The updated projections, released ahead of the central bank’s monetary policy meeting next week, leave the ministry’s gross domestic product growth forecast unchanged at 2.3% while lifting its inflation view for 2026 to 3.7% from the previous 3.6% estimate. Policymakers and markets face heightened uncertainty over whether the central bank will inaugurate an expected easing cycle with a 25- or 50-basis-point cut, as oil price volatility complicates bets on the timing and size of rate moves.

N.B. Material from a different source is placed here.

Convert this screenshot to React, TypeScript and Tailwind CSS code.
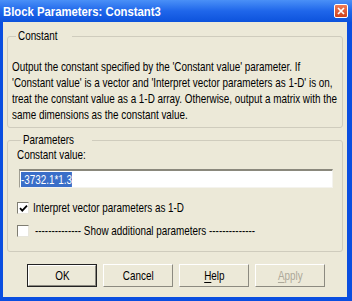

In its report, the ministry described the oil shock as temporary and built its baseline on Brent crude averaging $73.10 per barrel for the year. "This scenario assumes an easing of the conflicts in the coming days and the possibility of repairing, still in the short term, the damage already observed at energy and logistics facilities," the ministry said, adding that the baseline also factors in the release of strategic oil reserves and increased output from producers outside the affected region.
The ministry noted that higher oil prices are a mixed signal for Brazil’s economy. As Latin America’s largest economy, Brazil counts on oil as a key export. Elevated crude tends to expand net exports and, in turn, support economic growth and federal government receipts. Under the ministry’s milder-impact baseline, it projected an additional 21.4 billion reais in federal revenue linked to higher oil prices.
To illustrate the sensitivity of inflation to oil, the ministry laid out two more disruptive scenarios. If Brent averages $82 per barrel this year, inflation would be 0.33 percentage points higher versus a 0.14-point uplift in the baseline. Under a more severe outcome with Brent at $100 per barrel, inflation would climb by 0.58 percentage points.
Separately, the government announced measures on Thursday intended to soften the impact of the recent spike in global oil costs: it eliminated taxes on diesel and introduced a levy on oil exports. The ministry clarified that those policy steps were not incorporated into the projections published on Friday.
Exchange-rate notation included with the release put the U.S. dollar at 5.2321 reais.
Analysis - The ministry’s baseline treats the oil disruption as short-lived, relying on both increased supply outside the conflict zone and strategic reserve releases to temper prices. Even under that milder scenario, the combination of a slightly higher inflation projection and increased federal receipts reflects the dual effect of oil on both prices and public finances.